Did you check the Verdy interview? She lists the companies that the Indiana U students enter after graduation. Mid or lower level regional companies, all. Nothing wrong with that, and you can have a satisfying career, but it's highly unlikely you're going to get into ABT or NYCB.
A few years ago, at Goucher College, which had an excellent ballet program, there was a girl named Pamela Croce who discovered ballet at 18. She was so good that for her graduation performance, Jean-Pierre Bonnefoux, who was the artist in residence, not only made a ballet for her, but staged Rubies for her, and she was terrific. She could not get a job. At 22, she was "too old to train to our ways." The companies all wanted young kids -- 15, 17, 18. For some, 18 was too old.
And, as Mel said, of course there are always exceptions. Another anecdote, this time a modern dance one, at D.C.'s Dance Place in the 1980s, a young man (and I cannot remember his name!) came to watch his girlfriend take class, became enchanted with it, decided to try it himself -- he was 26. Within two years he was dancing with several companies in New York, and dancing well. (This was in the minimalist phase of modern dance, though, where running and walking with elan could get you far!)
As for the rents, I think the oil crisis years of the late 1970s were the turning point, weren't they?

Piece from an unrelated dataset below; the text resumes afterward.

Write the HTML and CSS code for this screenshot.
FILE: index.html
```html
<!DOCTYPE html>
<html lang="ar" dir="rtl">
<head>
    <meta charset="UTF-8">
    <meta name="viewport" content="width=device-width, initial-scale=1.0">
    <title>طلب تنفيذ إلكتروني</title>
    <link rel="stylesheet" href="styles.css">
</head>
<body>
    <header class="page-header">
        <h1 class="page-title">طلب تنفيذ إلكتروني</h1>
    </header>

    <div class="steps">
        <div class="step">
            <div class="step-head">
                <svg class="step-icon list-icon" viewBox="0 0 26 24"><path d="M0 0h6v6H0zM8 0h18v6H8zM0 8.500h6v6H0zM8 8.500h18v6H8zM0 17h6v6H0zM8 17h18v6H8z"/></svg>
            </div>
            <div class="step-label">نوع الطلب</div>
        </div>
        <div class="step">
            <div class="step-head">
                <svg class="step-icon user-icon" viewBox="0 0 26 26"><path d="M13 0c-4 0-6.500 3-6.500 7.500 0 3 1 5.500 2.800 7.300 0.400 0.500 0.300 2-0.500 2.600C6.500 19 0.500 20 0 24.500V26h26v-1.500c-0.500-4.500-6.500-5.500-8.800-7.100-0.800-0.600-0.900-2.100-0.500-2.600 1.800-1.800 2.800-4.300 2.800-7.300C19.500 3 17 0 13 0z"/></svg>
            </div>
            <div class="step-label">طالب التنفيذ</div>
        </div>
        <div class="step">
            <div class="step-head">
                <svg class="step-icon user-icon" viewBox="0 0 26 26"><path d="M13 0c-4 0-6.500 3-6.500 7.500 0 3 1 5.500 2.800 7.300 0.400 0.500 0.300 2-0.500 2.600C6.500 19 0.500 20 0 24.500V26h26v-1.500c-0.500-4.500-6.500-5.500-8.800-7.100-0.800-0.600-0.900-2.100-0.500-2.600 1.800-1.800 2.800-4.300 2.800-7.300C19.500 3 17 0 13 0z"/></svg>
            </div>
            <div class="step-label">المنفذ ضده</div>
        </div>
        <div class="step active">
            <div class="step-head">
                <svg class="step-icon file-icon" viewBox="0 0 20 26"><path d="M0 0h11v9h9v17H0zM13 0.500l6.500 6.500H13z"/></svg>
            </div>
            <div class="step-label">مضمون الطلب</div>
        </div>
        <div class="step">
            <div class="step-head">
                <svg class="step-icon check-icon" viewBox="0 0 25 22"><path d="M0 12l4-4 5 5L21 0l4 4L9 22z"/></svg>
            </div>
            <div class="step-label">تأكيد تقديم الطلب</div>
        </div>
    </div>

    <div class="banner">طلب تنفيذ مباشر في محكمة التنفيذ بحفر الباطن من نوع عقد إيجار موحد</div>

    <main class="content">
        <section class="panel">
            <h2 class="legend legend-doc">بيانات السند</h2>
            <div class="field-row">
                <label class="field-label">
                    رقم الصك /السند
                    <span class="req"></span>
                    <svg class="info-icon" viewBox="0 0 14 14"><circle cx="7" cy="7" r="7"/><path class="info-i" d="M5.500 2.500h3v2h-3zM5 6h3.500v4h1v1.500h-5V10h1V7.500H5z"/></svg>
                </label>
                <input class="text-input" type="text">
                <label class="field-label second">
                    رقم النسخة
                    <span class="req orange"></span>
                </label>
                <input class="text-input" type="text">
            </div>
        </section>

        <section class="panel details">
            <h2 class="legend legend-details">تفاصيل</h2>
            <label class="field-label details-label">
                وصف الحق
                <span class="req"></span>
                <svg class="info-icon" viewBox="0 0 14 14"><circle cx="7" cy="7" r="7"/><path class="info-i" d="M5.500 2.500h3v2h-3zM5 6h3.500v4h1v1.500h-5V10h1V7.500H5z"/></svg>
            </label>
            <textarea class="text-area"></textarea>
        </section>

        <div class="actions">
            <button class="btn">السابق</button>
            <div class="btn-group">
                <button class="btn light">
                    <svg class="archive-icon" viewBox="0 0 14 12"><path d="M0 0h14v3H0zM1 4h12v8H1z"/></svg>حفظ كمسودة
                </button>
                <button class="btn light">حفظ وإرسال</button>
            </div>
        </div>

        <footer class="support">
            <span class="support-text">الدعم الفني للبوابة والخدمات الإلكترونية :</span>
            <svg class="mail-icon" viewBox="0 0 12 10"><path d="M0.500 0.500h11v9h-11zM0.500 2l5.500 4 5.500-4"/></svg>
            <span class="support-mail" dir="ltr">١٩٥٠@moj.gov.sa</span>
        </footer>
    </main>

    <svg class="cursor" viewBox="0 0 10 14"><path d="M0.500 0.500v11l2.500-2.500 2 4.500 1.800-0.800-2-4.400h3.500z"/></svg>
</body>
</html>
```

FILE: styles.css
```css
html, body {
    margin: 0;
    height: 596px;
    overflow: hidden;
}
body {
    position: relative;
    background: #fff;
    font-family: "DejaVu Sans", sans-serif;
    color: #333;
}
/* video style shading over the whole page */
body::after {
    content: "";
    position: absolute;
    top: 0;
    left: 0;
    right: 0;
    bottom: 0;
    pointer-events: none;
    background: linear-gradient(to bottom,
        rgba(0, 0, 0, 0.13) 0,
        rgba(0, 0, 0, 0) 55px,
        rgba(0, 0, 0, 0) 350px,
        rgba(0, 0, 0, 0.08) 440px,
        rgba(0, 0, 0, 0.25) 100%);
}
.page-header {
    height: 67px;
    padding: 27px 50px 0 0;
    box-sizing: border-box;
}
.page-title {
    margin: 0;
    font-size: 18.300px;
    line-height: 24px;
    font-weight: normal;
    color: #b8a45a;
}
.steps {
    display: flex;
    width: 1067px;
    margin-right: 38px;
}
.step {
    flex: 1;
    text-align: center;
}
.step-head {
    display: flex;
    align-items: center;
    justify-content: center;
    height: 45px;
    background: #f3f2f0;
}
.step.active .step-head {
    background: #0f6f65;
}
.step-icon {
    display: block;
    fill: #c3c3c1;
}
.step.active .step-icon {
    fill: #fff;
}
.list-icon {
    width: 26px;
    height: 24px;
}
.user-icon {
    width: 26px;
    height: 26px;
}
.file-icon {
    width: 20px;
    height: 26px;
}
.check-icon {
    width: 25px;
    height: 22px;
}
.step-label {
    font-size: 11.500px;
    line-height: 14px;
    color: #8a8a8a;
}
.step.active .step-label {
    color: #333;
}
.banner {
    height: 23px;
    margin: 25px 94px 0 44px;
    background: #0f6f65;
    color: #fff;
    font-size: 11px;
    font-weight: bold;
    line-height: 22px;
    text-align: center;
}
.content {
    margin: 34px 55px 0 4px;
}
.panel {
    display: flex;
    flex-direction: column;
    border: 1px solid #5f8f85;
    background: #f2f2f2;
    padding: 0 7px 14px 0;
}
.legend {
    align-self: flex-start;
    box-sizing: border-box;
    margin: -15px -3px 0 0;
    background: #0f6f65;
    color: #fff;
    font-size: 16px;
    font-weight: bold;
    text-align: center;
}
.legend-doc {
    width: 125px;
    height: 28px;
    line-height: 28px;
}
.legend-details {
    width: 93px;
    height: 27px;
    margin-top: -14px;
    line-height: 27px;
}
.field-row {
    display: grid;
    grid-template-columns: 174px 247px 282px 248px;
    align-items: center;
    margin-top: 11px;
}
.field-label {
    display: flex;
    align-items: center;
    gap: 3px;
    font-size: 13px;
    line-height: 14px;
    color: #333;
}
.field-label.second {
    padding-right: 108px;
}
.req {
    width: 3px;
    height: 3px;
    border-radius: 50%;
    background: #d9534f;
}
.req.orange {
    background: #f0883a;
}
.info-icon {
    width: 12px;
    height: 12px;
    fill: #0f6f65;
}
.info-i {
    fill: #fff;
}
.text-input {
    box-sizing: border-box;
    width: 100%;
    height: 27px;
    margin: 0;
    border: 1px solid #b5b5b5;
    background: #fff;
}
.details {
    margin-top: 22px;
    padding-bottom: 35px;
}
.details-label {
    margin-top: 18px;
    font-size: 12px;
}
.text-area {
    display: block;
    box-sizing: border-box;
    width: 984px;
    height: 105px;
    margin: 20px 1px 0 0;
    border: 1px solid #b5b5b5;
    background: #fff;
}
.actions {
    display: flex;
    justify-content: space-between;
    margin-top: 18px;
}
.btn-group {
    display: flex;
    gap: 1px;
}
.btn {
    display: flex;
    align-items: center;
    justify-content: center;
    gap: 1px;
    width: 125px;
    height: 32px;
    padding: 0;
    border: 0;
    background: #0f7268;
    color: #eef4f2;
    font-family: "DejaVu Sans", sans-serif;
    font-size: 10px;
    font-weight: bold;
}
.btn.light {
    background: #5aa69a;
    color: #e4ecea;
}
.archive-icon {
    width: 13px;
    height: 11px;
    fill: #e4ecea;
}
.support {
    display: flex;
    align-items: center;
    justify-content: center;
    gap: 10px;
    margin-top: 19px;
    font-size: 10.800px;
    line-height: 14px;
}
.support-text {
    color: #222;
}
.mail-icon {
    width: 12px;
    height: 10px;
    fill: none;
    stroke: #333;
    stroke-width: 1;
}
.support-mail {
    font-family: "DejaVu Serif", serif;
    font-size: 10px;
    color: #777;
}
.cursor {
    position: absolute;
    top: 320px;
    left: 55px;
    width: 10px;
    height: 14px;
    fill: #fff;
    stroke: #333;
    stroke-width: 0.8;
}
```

I remember stories of friends in college then desperately trying to get an apartment, and being forced to triple-up or taking filthy sublets with roaches and rats. But the Glory Days of New York dance, the '40s and '50s, that's when rents, both apartments and studios -- and tickets! -- were cheap. Listening to people talk about those times, it's as if the city were one big, happy commune. I'm sure that wasn't the view from the Upper East Side, but it sure sounds like it would have been fun to have been a dancer or a dance follower then.